JUST BEFORE HE SPOKE to more than 1,000 people at a rally at the Maranatha Church on NE 12th and Mason on Tuesday night, February 16, Reverend Jesse Jackson practiced his speech on assorted Portland ministers and community members in a side chapel.

"Are you with me so far?" he asked them—having said that if the police bureau reinstates the officer who shot Aaron Campbell as planned the next morning, it would be an "insult to the community."

"Yes," they all murmured, and so began the reverend's call and response.

"If he comes back tomorrow morning..." he said. "If he comes back tomorrow morning..." they repeated."We show up..." he said. "We show up..." they repeated. "At high noon..." he said. "At high noon..." they said. "And show him out!" "And show him out!"

Those words form the kernel of an extraordinary public standoff between Mayor Sam Adams, Police Commissioner Dan Saltzman, and one of only two living Americans to have ever had his face printed on a postage stamp—over the city's decision to reinstate Officer Ronald Frashour on Wednesday morning, February 17. Frashour shot Campbell in the back on January 29 and was cleared of criminal wrongdoing by an "all-white grand jury," in Jackson's words, on February 9.

Earlier, Adams and Saltzman met with Jackson privately. Adams thanked Jackson for a "useful, straightforward, and blunt" meeting when talking to reporters afterward, but both he and Saltzman stopped short of saying they would suspend Officer Frashour until an investigation is completed into the shooting.

"Our priority right now is for the grand jury proceedings to be made public," said Mayor Adams.

"It's one thing for the grand jury proceedings to be made public, but there's a police chief in command," Jackson responded. "That man will come back to work. His presence will injure the credibility of the entire police department. His mere presence will trigger lawsuits. Police officers cannot go and sit idly by as if this was a traffic accident."

A reporter from KOIN pressed Saltzman on this point. "The reverend has said it would be offensive for that officer to go back to work and yet he's going to be back on the street tomorrow. Are you not going to make some calls tonight and look into it tonight?" he asked.

"I will look into it tonight," said Saltzman. "But I do want to stress that this officer is not going back to his old job. He will be going back to neighborhood livability duties."

"You hear that title?" said Jackson. "Neighborhood livability. What a title. Neighborhood livability."

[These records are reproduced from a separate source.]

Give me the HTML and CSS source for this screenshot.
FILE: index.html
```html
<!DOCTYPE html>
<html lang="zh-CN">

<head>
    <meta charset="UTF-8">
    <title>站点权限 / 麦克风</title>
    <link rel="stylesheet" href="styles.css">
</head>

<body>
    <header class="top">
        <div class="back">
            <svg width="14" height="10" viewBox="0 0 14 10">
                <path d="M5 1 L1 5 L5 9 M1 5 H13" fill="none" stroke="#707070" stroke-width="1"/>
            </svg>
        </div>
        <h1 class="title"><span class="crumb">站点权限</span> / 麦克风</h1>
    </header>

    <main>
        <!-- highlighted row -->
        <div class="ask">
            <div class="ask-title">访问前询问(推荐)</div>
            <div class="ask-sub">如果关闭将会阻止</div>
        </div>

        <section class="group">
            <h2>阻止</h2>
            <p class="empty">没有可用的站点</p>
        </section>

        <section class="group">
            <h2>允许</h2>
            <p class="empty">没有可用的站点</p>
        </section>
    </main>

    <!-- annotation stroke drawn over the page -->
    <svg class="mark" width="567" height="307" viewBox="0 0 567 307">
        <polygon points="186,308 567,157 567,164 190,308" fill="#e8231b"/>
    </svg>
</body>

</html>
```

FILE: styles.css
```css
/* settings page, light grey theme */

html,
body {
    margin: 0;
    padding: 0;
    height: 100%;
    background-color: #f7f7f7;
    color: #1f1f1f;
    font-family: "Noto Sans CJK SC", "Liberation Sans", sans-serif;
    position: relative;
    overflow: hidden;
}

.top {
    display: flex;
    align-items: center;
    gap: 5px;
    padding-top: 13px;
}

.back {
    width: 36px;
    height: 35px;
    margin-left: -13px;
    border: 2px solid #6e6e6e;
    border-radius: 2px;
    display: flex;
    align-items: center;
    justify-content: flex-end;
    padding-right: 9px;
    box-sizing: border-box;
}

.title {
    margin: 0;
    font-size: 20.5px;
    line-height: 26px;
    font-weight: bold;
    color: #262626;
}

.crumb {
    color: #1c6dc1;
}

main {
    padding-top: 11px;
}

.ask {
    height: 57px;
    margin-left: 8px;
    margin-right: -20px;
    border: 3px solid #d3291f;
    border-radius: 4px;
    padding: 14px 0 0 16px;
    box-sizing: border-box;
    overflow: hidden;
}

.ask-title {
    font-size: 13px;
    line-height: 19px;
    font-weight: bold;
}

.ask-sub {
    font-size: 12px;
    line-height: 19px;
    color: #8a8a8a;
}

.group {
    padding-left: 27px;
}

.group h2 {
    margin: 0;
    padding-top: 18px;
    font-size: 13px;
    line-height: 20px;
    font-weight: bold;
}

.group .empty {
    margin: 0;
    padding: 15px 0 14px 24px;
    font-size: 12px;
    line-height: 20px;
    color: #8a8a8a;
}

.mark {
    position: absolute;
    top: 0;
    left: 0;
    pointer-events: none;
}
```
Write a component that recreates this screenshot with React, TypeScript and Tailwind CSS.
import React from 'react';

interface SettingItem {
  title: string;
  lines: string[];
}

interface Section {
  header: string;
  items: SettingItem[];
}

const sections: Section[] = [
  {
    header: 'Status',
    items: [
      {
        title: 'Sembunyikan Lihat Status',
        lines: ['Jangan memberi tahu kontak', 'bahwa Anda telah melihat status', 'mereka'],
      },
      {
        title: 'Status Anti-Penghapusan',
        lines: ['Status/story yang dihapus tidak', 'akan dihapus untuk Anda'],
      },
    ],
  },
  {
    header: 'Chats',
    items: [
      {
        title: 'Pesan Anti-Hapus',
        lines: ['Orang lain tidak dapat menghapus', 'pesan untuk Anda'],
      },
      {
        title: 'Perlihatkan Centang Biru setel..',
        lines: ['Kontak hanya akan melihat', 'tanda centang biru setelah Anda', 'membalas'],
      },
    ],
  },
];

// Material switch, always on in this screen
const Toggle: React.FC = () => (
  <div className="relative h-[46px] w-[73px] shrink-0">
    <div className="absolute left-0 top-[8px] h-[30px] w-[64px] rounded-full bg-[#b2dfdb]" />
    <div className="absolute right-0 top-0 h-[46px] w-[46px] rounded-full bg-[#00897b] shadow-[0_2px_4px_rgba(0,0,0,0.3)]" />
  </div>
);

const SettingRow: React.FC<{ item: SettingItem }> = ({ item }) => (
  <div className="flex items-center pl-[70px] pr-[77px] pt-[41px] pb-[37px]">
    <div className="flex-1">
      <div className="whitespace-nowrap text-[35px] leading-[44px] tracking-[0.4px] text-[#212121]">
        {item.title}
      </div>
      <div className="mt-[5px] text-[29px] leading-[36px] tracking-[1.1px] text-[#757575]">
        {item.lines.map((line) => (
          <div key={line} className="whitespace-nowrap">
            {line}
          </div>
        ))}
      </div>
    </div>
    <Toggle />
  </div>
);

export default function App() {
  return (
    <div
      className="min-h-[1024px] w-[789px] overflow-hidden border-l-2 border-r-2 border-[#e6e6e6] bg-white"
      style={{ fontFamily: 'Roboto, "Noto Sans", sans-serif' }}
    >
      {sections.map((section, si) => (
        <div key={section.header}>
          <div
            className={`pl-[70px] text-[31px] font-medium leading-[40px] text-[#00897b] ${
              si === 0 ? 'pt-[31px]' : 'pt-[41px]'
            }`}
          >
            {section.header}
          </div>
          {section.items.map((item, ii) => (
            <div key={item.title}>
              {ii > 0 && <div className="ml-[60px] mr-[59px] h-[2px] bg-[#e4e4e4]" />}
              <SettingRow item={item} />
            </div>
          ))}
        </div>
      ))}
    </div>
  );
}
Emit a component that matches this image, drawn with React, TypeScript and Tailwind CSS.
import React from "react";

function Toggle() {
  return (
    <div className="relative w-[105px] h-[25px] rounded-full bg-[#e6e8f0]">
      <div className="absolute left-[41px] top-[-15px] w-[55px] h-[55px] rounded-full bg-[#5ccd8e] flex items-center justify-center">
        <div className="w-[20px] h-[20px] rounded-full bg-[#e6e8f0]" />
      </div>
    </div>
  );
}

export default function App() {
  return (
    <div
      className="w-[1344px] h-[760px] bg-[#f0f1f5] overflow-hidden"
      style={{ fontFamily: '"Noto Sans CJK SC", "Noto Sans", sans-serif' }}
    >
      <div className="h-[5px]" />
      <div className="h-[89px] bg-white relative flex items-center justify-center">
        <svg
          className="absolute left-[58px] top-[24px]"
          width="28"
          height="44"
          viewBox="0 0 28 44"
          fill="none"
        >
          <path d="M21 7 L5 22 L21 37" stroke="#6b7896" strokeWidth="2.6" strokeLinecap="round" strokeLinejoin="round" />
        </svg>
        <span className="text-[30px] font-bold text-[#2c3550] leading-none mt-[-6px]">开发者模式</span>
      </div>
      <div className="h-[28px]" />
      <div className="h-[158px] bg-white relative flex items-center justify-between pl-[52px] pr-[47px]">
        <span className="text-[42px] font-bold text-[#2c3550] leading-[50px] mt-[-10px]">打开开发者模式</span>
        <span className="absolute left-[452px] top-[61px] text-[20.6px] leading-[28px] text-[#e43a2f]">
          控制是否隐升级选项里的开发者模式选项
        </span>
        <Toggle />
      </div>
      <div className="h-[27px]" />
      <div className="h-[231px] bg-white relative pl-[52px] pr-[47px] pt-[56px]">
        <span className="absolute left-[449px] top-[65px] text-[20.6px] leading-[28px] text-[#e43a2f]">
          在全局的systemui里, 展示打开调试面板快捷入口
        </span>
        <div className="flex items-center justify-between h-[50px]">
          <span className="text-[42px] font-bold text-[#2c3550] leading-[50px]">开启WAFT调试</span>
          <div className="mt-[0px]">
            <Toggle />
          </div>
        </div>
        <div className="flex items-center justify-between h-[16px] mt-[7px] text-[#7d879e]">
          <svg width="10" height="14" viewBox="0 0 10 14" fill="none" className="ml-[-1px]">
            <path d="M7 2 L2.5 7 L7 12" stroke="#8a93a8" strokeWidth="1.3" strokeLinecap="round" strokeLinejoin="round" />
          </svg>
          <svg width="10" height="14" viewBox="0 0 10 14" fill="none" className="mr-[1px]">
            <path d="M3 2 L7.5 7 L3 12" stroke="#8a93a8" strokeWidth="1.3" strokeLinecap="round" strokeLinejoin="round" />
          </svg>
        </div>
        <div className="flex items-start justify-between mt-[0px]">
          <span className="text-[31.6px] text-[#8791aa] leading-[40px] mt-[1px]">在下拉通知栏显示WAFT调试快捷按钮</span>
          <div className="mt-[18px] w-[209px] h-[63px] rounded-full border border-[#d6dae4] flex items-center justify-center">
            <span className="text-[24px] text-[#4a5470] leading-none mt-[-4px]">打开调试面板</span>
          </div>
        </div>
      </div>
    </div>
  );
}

Even before Jackson's arrival in town, community members were expressing outrage over the shooting. It was described as a "modern-day lynching" at a tense city-sponsored "restorative listening session" the night before. The session, on Monday, February 15, had been scheduled long before the Campbell shooting, as a chance for African American community members to engage in "healing dialogue" on gentrification and race issues.

"I'm not talking about Jesse Jackson," said Reverend Renee Ward, a panelist at the session. "I'm talking about Aaron Campbell, Kendra James, James Chasse—it's got to stop. My son is 10 years old and he's scared of the police."

Ward, who works as a crisis responder with the Portland Police Bureau, said there are renegade officers who "need to be flushed out."

The following morning before Jackson's visit, Police Chief Rosie Sizer defended her bureau, saying she thought community members expected "perfect outcomes" from her bureau, and that people and the media tend to "coalesce around tragedy."

The chief stood next to a pair of charts showing that citizen complaints against the bureau are down 48 percent since 2004, while officer-involved shootings are down 54 percent in the last six years compared to the previous six years.

But Sizer herself testified against Officer Frashour in federal court last September ["Not Policing Themselves," Oct 1, 2009]. The Mercury asked Sizer, that if even she thinks the officer is trigger happy what's to prevent the community from thinking that her policies and procedures are inadequate to bring "renegade officers" under control?

"I didn't call anybody trigger happy," Sizer responded. "We collect data on our people and we examine that data, and supervisors have access to that data as part of the bureau's early-warning system. I'm not sure what you mean by 'renegade officers.'"

Sizer said she hoped that Jackson could "bring healing to the family," adding that she didn't know if Jackson was "an expert on use-of-force issues."

"But before healing can happen," Jackson said to that evening's crowd, "you need to take the glass out of the wound."

The Albina Ministerial Alliance was already organizing a rally to be held on the Justice Center steps, when the Mercury went to press late on Tuesday night.

"Wednesday, February 17, 2010," read the announcement. The time? "Noon."